Lowe’s (NYSE:LOW) business is still surging. On Wednesday, the home improvement retailer announced sales and profit results for the fiscal third quarter that ran through late October. And while revenue growth slowed compared to the prior quarter, Lowe’s continued to gain ground in a booming market for home furnishings.
Sales rose 30% in the core U.S. market, according to its quarterly filing, compared to a 35% spike in the second quarter. That result was enough to keep Lowe’s ahead of rival Home Depot (NYSE:HD) for a third straight quarter this year. The industry leader reported 25% sales gains for Q3 on Tuesday.

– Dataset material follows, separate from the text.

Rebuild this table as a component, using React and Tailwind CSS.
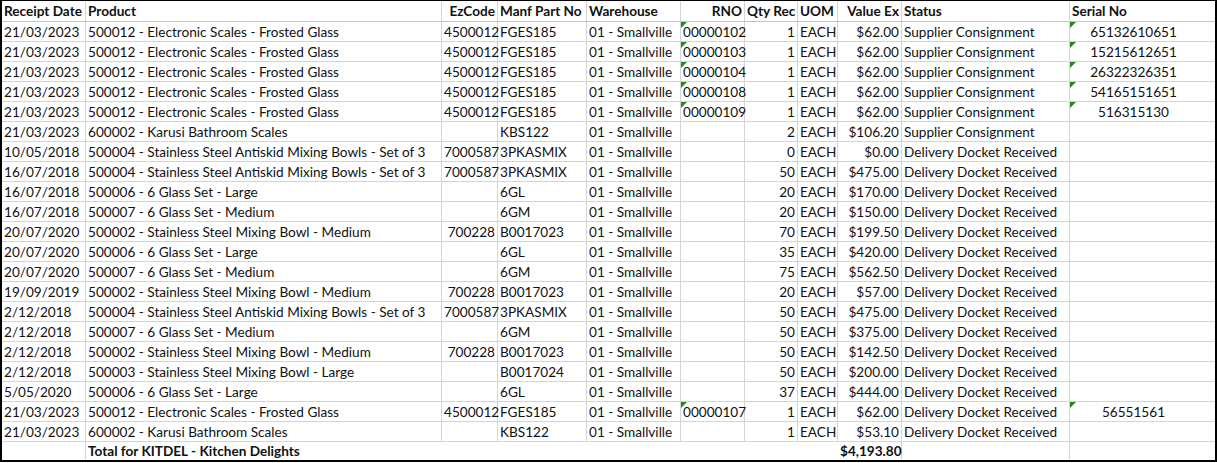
import React from "react";

const COLS = [
  { key: "date", w: "w-[84px]", align: "text-left" },
  { key: "product", w: "w-[356px]", align: "text-left" },
  { key: "ez", w: "w-[56px]", align: "text-right" },
  { key: "manf", w: "w-[89px]", align: "text-left" },
  { key: "wh", w: "w-[94px]", align: "text-left" },
  { key: "rno", w: "w-[64px]", align: "text-left" },
  { key: "qty", w: "w-[53px]", align: "text-right" },
  { key: "uom", w: "w-[40px]", align: "text-left" },
  { key: "val", w: "w-[64px]", align: "text-right" },
  { key: "status", w: "w-[168px]", align: "text-left" },
  { key: "serial", w: "w-[145px]", align: "text-center" },
];

const HEAD = ["Receipt Date", "Product", "EzCode", "Manf Part No", "Warehouse", "RNO", "Qty Rec", "UOM", "Value Ex", "Status", "Serial No"];
const HEAD_ALIGN = ["text-left", "text-left", "text-right", "text-left", "text-left", "text-right", "text-right", "text-left", "text-right", "text-left", "text-left"];

const ES = "500012 - Electronic Scales - Frosted Glass";
const KB = "600002 - Karusi Bathroom Scales";
const AS = "500004 - Stainless Steel Antiskid Mixing Bowls - Set of 3";
const GL = "500006 - 6 Glass Set - Large";
const GM = "500007 - 6 Glass Set - Medium";
const MB = "500002 - Stainless Steel Mixing Bowl - Medium";
const LB = "500003 - Stainless Steel Mixing Bowl - Large";
const SC = "Supplier Consignment";
const DD = "Delivery Docket Received";

const ROWS = [
  ["21/03/2023", ES, "4500012", "FGES185", "00000102", "1", "$62.00", SC, "65132610651"],
  ["21/03/2023", ES, "4500012", "FGES185", "00000103", "1", "$62.00", SC, "15215612651"],
  ["21/03/2023", ES, "4500012", "FGES185", "00000104", "1", "$62.00", SC, "26322326351"],
  ["21/03/2023", ES, "4500012", "FGES185", "00000108", "1", "$62.00", SC, "54165151651"],
  ["21/03/2023", ES, "4500012", "FGES185", "00000109", "1", "$62.00", SC, "516315130"],
  ["21/03/2023", KB, "", "KBS122", "", "2", "$106.20", SC, ""],
  ["10/05/2018", AS, "7000587", "3PKASMIX", "", "0", "$0.00", DD, ""],
  ["16/07/2018", AS, "7000587", "3PKASMIX", "", "50", "$475.00", DD, ""],
  ["16/07/2018", GL, "", "6GL", "", "20", "$170.00", DD, ""],
  ["16/07/2018", GM, "", "6GM", "", "20", "$150.00", DD, ""],
  ["20/07/2020", MB, "700228", "B0017023", "", "70", "$199.50", DD, ""],
  ["20/07/2020", GL, "", "6GL", "", "35", "$420.00", DD, ""],
  ["20/07/2020", GM, "", "6GM", "", "75", "$562.50", DD, ""],
  ["19/09/2019", MB, "700228", "B0017023", "", "20", "$57.00", DD, ""],
  ["2/12/2018", AS, "7000587", "3PKASMIX", "", "50", "$475.00", DD, ""],
  ["2/12/2018", GM, "", "6GM", "", "50", "$375.00", DD, ""],
  ["2/12/2018", MB, "700228", "B0017023", "", "50", "$142.50", DD, ""],
  ["2/12/2018", LB, "", "B0017024", "", "50", "$200.00", DD, ""],
  ["5/05/2020", GL, "", "6GL", "", "37", "$444.00", DD, ""],
  ["21/03/2023", ES, "4500012", "FGES185", "00000107", "1", "$62.00", DD, "56551561"],
  ["21/03/2023", KB, "", "KBS122", "", "1", "$53.10", DD, ""],
];

function Tri() {
  return (
    <span className="absolute left-0 top-0 w-0 h-0 border-t-[6px] border-t-[#1f8a1f] border-r-[6px] border-r-transparent" />
  );
}

function Cell({ col, last, children, tri, extra = "" }) {
  return (
    <div
      className={`relative ${col.w} shrink-0 h-full overflow-visible whitespace-nowrap px-[2px] pt-[1px] ${col.align} ${last ? "" : "border-r border-[#d4d4d4]"} ${extra}`}
    >
      {tri && <Tri />}
      {children}
    </div>
  );
}

export default function App() {
  return (
    <div
      className="w-[1217px] bg-white text-[#111] text-[13.6px] leading-[19px]"
      style={{ fontFamily: "Lato, 'Noto Sans', sans-serif" }}
    >
      <div className="border-t border-l-2 border-r-2 border-b-2 border-black">
        <div className="flex h-[21px] border-b border-[#c6c6c6] font-bold">
          {COLS.map((c, i) => (
            <div
              key={c.key}
              className={`${c.w} shrink-0 h-full whitespace-nowrap px-[2px] pt-[1px] ${HEAD_ALIGN[i]} ${i === COLS.length - 1 ? "" : "border-r border-[#d4d4d4]"}`}
            >
              {HEAD[i]}
            </div>
          ))}
        </div>
        {ROWS.map((r, ri) => {
          const vals = [r[0], r[1], r[2], r[3], "01 - Smallville", r[4], r[5], "EACH", r[6], r[7], r[8]];
          return (
            <div key={ri} className="flex h-[20px] border-b border-[#d4d4d4]">
              {COLS.map((c, i) => (
                <Cell
                  key={c.key}
                  col={c}
                  last={i === COLS.length - 1}
                  tri={(i === 5 || i === 10) && vals[i] !== ""}
                  extra={i === 10 ? "pr-[20px]" : ""}
                >
                  {vals[i]}
                </Cell>
              ))}
            </div>
          );
        })}
        <div className="flex h-[18px] font-bold">
          <div className="w-[84px] shrink-0 h-full border-r border-[#d4d4d4]" />
          <div className="w-[752px] shrink-0 h-full px-[2px] whitespace-nowrap">Total for KITDEL - Kitchen Delights</div>
          <div className="w-[64px] shrink-0 h-full px-[2px] text-right border-r border-[#d4d4d4]">$4,193.80</div>
          <div className="w-[168px] shrink-0 h-full border-r border-[#d4d4d4]" />
          <div className="w-[145px] shrink-0 h-full" />
        </div>
      </div>
    </div>
  );
}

Lowe’s also closed the profitability gap between the two businesses by notching gains on both gross and operating profit margins. Yet its 10% operating profit still trails Home Depot’s 14.5% level.
Lowe’s predicted a weaker earnings result in the fourth quarter as management spends more cash on COVID-19-related expenses and on bulking up its supply chain. But CEO Marvin Ellison and his team expect another period of elevated sales gains ahead as growth lands between 15% and 20% in the holiday season quarter.
“We are making the right strategic investments to deliver sustainable, long-term growth,” Ellison said in a press release that included Lowe’s first short-term growth outlook since withdrawing its forecast in late May.